Khanna was about to enter his guesthouse room when three men came up. One pointed a gun at him, and snatched the belongings and even fired two shots injuring his right thigh. Then the men ran away with the loot in a car parked nearby.

According to police, the organiser of the fair, Baba Singh, refused to report the matter to them, fearing unfavourable publicity.

Singh is quoted in the local media as saying: “He does not want this highlighted as no other Indian merchant will want to come back if they believe Indian businessmen are being targeted by the criminals here.”

Last Sunday, another Indian-born businessman, Gowtan Lall, who also hails from New Delhi, was also attacked by some local miscreants while he was returning home after doing business at the annual Diwali Nagar, an annual cultural and religious showcase, in Chaguanas, Central Trinidad.

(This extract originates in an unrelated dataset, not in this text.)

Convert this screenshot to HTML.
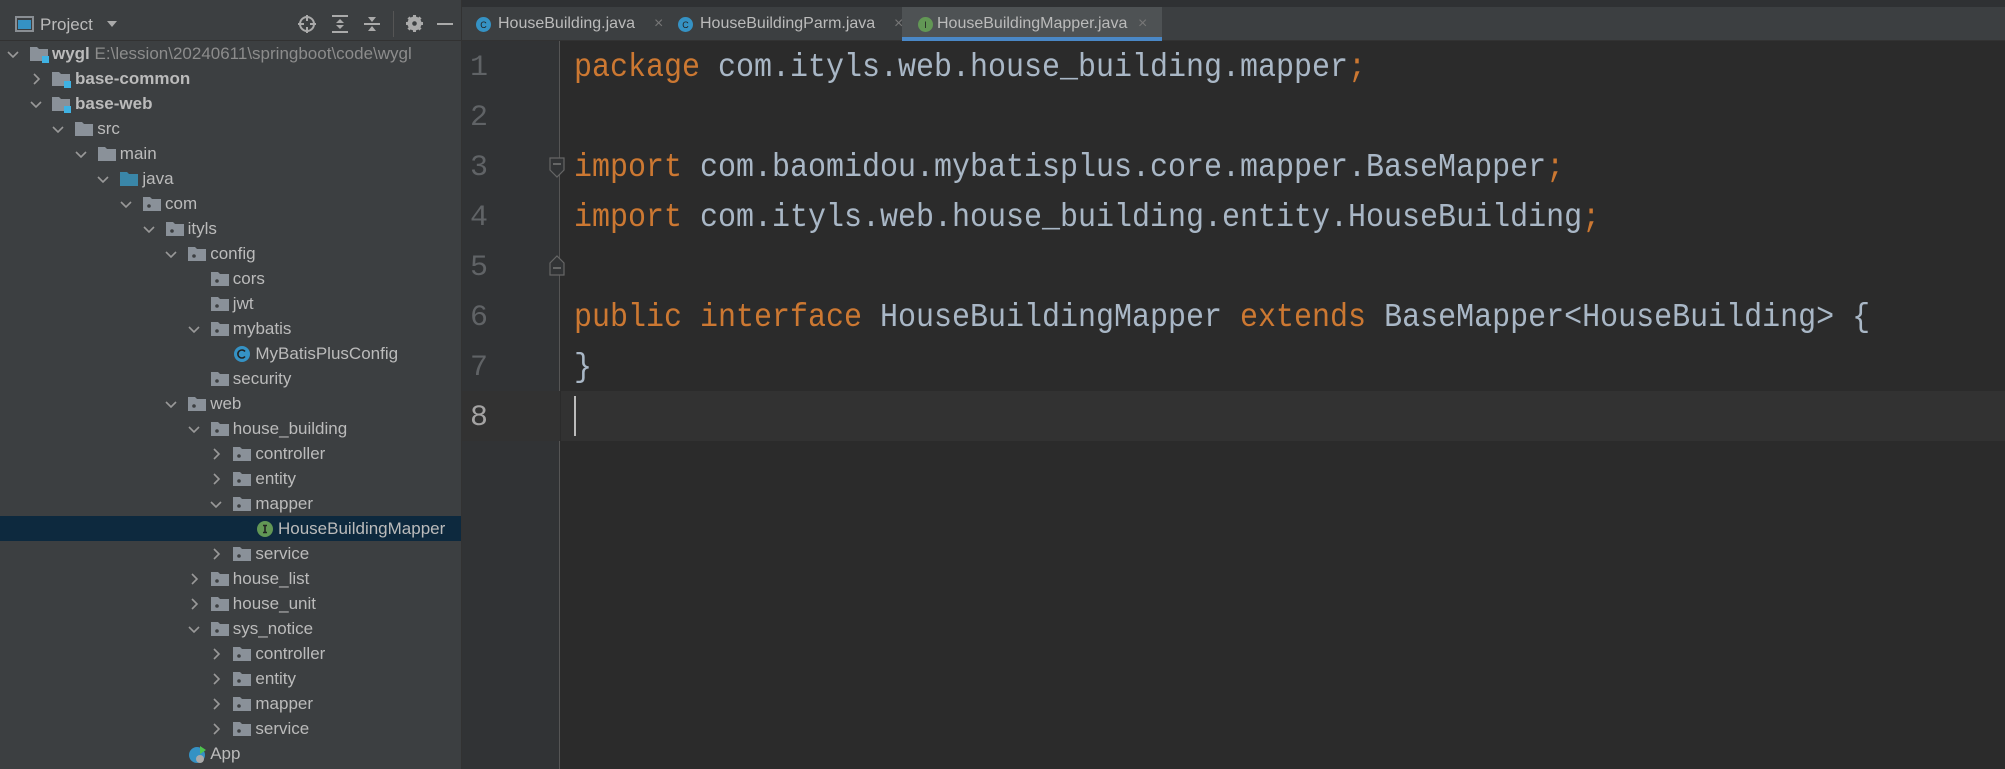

Police believe that Lall was followed by the robbers to his house at Jerningham Junction, Cunupia, where he lives with his Trinidadian-born wife, baby and father-in-law, some five kilometers from the Nagar. The thieves looted valuables worth $70,000, cell phone and the family’s pet pompek.

It has now become an annual ritual for hundreds of Indian businessmen to ply between India and Trinidad and Tobago, especially around Indian Arrival Day celebrations and Diwali.

Their presence here has engineered a new trade and business and social contacts between both the countries. Trinidadians of all ethnic stocks, religions and social standing flock the booths to shop for Indian jewellery, clothes, furniture and kitchenware.

Police say that the attackers fitted the same description in both robberies.